Copy every line from the data below in which the string "this" can be found.

◇ ◇ ◇

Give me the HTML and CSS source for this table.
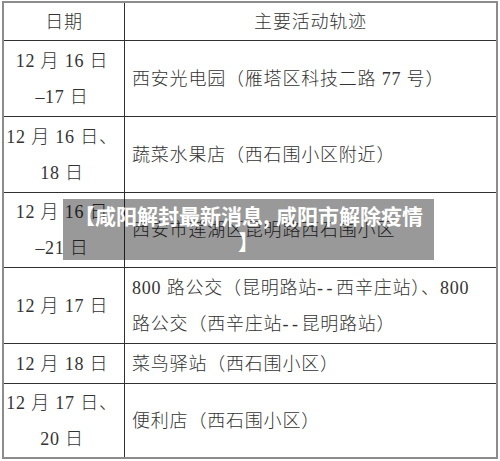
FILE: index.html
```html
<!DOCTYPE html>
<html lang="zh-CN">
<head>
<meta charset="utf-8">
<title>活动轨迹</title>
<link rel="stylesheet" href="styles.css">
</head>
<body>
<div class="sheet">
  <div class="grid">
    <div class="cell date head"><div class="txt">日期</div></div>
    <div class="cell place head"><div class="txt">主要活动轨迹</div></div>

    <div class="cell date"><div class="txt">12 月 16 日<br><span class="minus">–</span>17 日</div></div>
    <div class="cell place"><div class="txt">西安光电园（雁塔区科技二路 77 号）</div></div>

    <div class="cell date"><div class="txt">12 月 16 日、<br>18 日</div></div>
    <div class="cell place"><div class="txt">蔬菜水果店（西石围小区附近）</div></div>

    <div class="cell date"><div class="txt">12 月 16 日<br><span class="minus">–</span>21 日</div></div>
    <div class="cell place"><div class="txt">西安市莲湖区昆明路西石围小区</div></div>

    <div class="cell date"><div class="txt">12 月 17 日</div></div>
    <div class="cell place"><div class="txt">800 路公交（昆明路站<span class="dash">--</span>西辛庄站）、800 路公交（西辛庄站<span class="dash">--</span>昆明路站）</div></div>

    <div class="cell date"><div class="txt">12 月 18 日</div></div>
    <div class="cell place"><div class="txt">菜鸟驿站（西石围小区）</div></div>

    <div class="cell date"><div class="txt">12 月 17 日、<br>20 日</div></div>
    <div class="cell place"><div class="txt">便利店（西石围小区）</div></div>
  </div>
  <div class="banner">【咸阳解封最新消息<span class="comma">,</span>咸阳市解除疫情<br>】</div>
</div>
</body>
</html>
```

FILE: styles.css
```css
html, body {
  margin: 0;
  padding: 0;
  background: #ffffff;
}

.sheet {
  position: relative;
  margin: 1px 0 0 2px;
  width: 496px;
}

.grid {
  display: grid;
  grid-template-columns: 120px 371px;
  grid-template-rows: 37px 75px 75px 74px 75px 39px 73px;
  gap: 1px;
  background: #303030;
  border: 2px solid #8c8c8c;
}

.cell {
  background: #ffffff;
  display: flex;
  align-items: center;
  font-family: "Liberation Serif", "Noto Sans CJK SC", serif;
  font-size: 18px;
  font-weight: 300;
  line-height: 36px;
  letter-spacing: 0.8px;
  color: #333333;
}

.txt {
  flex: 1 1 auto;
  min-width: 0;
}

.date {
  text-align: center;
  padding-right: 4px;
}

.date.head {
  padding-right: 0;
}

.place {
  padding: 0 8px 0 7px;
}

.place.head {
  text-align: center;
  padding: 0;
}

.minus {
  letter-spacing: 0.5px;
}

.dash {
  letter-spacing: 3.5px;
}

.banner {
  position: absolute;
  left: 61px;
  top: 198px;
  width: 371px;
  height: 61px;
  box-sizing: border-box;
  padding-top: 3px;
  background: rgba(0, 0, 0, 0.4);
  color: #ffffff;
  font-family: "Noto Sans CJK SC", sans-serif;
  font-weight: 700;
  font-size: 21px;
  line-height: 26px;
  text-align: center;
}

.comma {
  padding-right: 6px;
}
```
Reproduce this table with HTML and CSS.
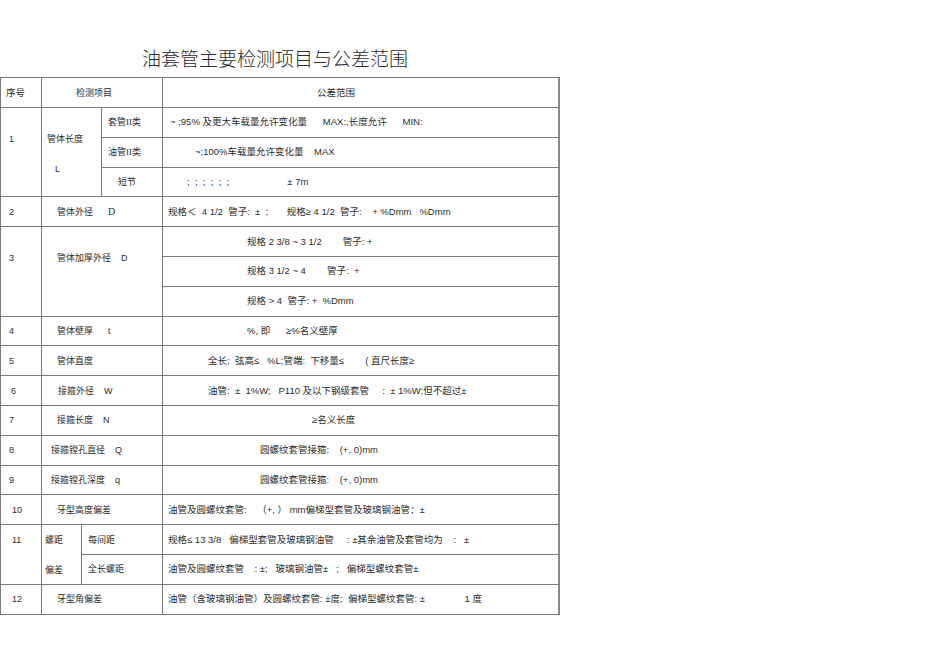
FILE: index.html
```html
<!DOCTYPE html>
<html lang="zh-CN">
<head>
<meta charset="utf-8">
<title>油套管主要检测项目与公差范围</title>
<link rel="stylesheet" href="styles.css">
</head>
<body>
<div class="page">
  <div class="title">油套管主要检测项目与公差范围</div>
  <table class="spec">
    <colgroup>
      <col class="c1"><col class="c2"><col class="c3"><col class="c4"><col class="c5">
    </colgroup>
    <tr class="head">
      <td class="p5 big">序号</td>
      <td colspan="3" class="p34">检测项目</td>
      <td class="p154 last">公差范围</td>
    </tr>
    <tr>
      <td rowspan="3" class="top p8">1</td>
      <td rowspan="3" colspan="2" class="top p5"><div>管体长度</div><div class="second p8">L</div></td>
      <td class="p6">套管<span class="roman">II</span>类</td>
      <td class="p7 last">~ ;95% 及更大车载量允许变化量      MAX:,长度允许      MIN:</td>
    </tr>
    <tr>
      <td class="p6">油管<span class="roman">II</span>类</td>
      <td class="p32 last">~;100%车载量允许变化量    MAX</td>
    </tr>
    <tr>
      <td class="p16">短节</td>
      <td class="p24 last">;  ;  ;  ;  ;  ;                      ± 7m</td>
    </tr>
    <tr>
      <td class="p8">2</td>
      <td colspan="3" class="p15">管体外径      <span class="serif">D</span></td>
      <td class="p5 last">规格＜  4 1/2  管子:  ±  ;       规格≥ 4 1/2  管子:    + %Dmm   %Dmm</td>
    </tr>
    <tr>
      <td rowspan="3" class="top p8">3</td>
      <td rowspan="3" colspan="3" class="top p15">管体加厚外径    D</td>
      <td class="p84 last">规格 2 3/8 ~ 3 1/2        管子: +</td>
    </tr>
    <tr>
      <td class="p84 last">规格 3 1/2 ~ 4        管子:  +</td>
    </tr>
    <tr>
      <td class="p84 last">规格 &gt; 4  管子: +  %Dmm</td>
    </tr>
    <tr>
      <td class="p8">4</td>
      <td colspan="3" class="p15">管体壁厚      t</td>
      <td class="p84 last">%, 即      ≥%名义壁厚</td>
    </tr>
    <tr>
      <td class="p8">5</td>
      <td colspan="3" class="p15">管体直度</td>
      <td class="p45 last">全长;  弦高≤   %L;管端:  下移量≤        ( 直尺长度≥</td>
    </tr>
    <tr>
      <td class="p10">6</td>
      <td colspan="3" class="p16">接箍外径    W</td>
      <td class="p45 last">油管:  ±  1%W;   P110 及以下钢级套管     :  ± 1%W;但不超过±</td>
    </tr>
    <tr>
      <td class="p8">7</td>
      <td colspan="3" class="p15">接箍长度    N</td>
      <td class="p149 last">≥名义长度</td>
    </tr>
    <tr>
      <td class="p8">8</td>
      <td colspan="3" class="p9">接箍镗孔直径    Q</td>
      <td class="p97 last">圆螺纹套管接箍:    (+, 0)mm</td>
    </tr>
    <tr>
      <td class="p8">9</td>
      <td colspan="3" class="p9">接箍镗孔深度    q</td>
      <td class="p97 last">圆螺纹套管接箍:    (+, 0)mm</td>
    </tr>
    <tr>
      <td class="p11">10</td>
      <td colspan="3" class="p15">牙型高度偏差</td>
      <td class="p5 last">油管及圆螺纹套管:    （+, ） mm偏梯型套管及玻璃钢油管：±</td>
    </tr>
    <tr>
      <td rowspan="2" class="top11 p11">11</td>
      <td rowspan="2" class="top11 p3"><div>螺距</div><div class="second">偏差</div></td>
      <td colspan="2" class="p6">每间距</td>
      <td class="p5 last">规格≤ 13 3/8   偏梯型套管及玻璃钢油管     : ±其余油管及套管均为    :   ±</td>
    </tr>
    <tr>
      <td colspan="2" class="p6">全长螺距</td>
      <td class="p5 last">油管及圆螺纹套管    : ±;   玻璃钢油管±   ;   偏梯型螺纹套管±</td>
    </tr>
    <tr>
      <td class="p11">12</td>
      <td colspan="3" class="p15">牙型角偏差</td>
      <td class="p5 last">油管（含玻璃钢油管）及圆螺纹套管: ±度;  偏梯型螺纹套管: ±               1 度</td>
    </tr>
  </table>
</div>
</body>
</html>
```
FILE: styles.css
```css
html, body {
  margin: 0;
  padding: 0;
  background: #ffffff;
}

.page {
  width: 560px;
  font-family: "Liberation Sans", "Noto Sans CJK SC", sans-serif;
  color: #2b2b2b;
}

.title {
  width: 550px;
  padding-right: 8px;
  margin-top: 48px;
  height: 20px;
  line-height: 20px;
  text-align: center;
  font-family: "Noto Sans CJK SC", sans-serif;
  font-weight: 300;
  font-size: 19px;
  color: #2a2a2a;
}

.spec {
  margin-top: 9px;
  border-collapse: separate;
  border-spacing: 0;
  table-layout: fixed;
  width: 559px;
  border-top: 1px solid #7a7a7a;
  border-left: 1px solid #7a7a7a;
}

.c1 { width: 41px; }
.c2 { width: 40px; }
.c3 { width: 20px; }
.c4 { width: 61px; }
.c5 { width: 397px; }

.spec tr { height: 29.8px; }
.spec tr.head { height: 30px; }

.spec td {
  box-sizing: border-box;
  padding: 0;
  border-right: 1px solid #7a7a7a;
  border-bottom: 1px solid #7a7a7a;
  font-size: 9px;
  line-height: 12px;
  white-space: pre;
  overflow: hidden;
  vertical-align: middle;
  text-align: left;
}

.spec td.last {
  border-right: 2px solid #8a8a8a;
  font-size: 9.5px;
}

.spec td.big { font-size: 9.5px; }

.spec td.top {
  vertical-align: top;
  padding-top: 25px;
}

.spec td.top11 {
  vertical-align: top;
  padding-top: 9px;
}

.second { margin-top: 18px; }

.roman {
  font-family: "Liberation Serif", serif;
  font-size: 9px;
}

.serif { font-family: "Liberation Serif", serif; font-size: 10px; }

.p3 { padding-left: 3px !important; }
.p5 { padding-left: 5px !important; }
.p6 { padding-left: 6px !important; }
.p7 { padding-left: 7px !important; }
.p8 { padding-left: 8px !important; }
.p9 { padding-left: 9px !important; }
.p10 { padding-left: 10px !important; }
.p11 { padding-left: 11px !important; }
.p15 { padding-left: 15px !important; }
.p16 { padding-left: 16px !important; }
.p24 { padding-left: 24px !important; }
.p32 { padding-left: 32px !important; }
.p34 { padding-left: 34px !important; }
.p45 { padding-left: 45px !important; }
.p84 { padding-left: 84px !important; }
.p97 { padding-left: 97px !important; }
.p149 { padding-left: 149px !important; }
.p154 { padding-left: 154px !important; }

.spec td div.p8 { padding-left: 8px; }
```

◇ ◇ ◇

> _EXPECTED OUTPUT_:
Give me the HTML and CSS source for this table.
Reproduce this table with HTML and CSS.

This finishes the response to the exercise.